Thankfully, Congress is paying attention. A bipartisan group of lawmakers, led by Rep. Rob Wittman (R-VA), has called for Pentagon leaders to scrutinize the mission demands placed on the United States military, treating the current strain on the services with needed seriousness. The members rightly identify the causes and consequences of unrestricted requests for forces from Combatant Commanders (COCOMs) and ask a series of smart questions regarding the nature of how additional force requests are managed, evaluated, and might be revised in the future. Much of this effort deserves applause, but three key recommendations merit particular commendation.

Overdue Task Prioritization in Alignment with the Defense Strategy

Congress wants reprioritization by defense leaders. They write that each additional Request for Forces (RFF) from COCOMs outside the Global Force Management Plan (GFMAP) should be considered “based on the extent to which it represents necessary mission, activity and task prioritization in alignment with the [National Defense Strategy].” That is exactly right, and all too often, the answer disappoints.

The Pentagon has a poor record of “just saying no” to missions that do not directly align with achieving the current defense strategy's objectives. Partly, this is because leaders underexplore the tradeoffs required to execute the objectives of the strategy. Those choices should be articulated clearly, spelling out how the military is expected to engage with an international security environment defined by accelerating great power competition, particularly with a flat or declining budget topline. The secretary of defense should be leading this conversation, getting service chiefs and combatant commanders on the same page about the relative value of the U.S. military’s various wide-ranging missions around the world.

Understanding and Balancing Short v. Long-Term Risk

Aligning the expectations of the services and combatant commanders is no mean feat. As the lawmakers laid out, service chiefs and commanders negotiate a balancing act between “assessing long-term risk if the force is not sufficiently modernized, and the short-term risk face by the COCOMs if their demands go unmet.” The members also identify one of the fundamental tension points in this dynamic—the demand signal from COCOMs.

The members correctly write, "COCOMs have few incentives to be frugal in their force requests, leading to an overtaxing and overworking of the services in an attempt to fulfill COCOM demands when the SECDEF approves an expansive number of RFFs." To this end, targeting the RFF approval process is a smart and critical first step, but the work will not end here.

In early 2021, Air Force Chief of Staff General Charles “CQ” Brown and the Commandant of the Marine Corps coauthored an op-ed in the Washington Post, followed by another foot-stomp last month with War on the Rocks.

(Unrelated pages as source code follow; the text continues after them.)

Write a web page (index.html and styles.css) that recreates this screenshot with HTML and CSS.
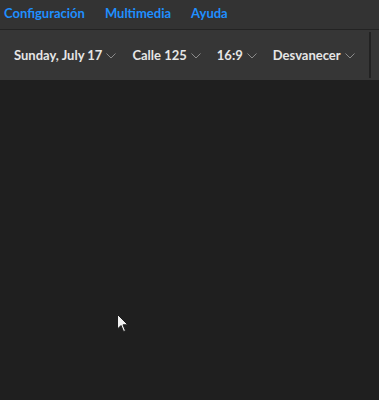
FILE: index.html
```html
<!DOCTYPE html>
<html>
<head>
<meta charset="utf-8">
<link rel="stylesheet" href="styles.css">
</head>
<body>
<div class="app">
  <nav class="menubar">
    <span class="menu">Configuración</span>
    <span class="menu">Multimedia</span>
    <span class="menu">Ayuda</span>
  </nav>
  <div class="toolbar">
    <div class="items">
      <div class="drop">Sunday, July 17<svg class="chev" viewBox="0 0 10 6"><path d="M0.5 0.5 L5 5 L9.5 0.5" /></svg></div>
      <div class="drop">Calle 125<svg class="chev" viewBox="0 0 10 6"><path d="M0.5 0.5 L5 5 L9.5 0.5" /></svg></div>
      <div class="drop">16:9<svg class="chev" viewBox="0 0 10 6"><path d="M0.5 0.5 L5 5 L9.5 0.5" /></svg></div>
      <div class="drop">Desvanecer<svg class="chev" viewBox="0 0 10 6"><path d="M0.5 0.5 L5 5 L9.5 0.5" /></svg></div>
    </div>
    <div class="divider"></div>
  </div>
  <main class="stage">
    <svg class="cursor" viewBox="0 0 12 19" width="12" height="19"><path d="M0.5 0.5 L0.5 15 L4 11.5 L6.5 17.5 L8.5 16.7 L6 10.8 L10.8 10.8 Z" fill="#f2f2f2" stroke="#1f1f1f" stroke-width="1"/></svg>
  </main>
</div>
</body>
</html>
```
FILE: styles.css
```css
* { box-sizing: border-box; }
html, body { margin: 0; padding: 0; }
body {
  background: #1f1f1f;
  font-family: "Source Sans Pro", Lato, "Noto Sans", sans-serif;
  width: 379px;
  height: 400px;
  overflow: hidden;
}
.app { display: flex; flex-direction: column; height: 400px; }
.menubar {
  height: 30px;
  background: #333333;
  border-bottom: 1px solid #232323;
  display: flex;
  align-items: center;
  gap: 20px;
  padding: 0 0 0 4px;
}
.menu {
  color: #1f8fff;
  font-size: 13px;
  font-weight: 700;
  line-height: 1;
  margin-top: -3px;
  white-space: nowrap;
}
.toolbar {
  height: 50px;
  background: #363636;
  display: flex;
  align-items: stretch;
}
.items {
  flex: 1;
  display: flex;
  align-items: center;
  gap: 16px;
  padding-left: 14px;
  overflow: hidden;
}
.drop {
  display: flex;
  align-items: center;
  gap: 4px;
  color: #e6e6e6;
  font-size: 13px;
  font-weight: 700;
  white-space: nowrap;
  flex-shrink: 0;
}
.chev {
  width: 10px;
  height: 6px;
  fill: none;
  stroke: #8a8a8a;
  stroke-width: 1;
  margin-top: 2px;
}
.divider {
  width: 2px;
  background: #222222;
  margin: 2px 8px 2px 0;
}
.stage {
  flex: 1;
  background: #1f1f1f;
  position: relative;
}
.cursor {
  position: absolute;
  left: 117px;
  top: 234px;
}
```
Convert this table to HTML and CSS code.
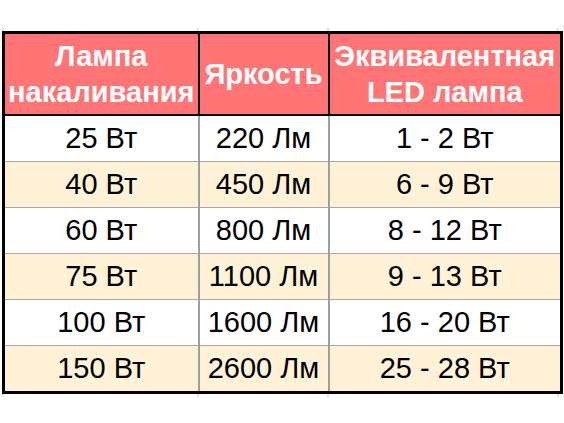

The leaders explained the need to redefine readiness to also account for the enablement of the future force, manage high operations tempo, and rethink the balance of risk across stakeholders. Refreshingly and presciently, Gen. Brown, in particular, has advocated using data-driven models to inform such decisions and engaging with legislators early. This letter from members should be read as a positive sign that service chiefs are finding a receptive audience on Capitol Hill.           

Burning Through the Force Serves No One Well

Lawmakers identified the core consequences of inaction on these issues: “The ‘tyranny of the now’ is wearing out man and machine at too high a rate to ensure success both now and later.” As the members detailed, years of such unmitigated force requests that lack prioritization and tradeoffs have resulted in consistently high operational tempos across the services with obvious, negative outcomes. The National Commission on Military Aviation Safety, for example, found that a “relentless” optempo is “leading to unsafe practices and (is) driving experienced aviators and maintainers out” of service. Reducing the demands on the force is one part of the fix and key to halting the current downward spiral. The next step will be for Congress to provide consistent funding to regain lost ground.

This letter has continued a conversation that will continue throughout the year as Congress drafts the defense policy bill. The Pentagon’s response to the questions should be considered mandatory reading. Depending on the answers from the Pentagon, it may just be time for Congress to legislate action to better balance the here-and-now with winning the long-term competition. A series of sprints will not be enough to prevail in this competition marathon.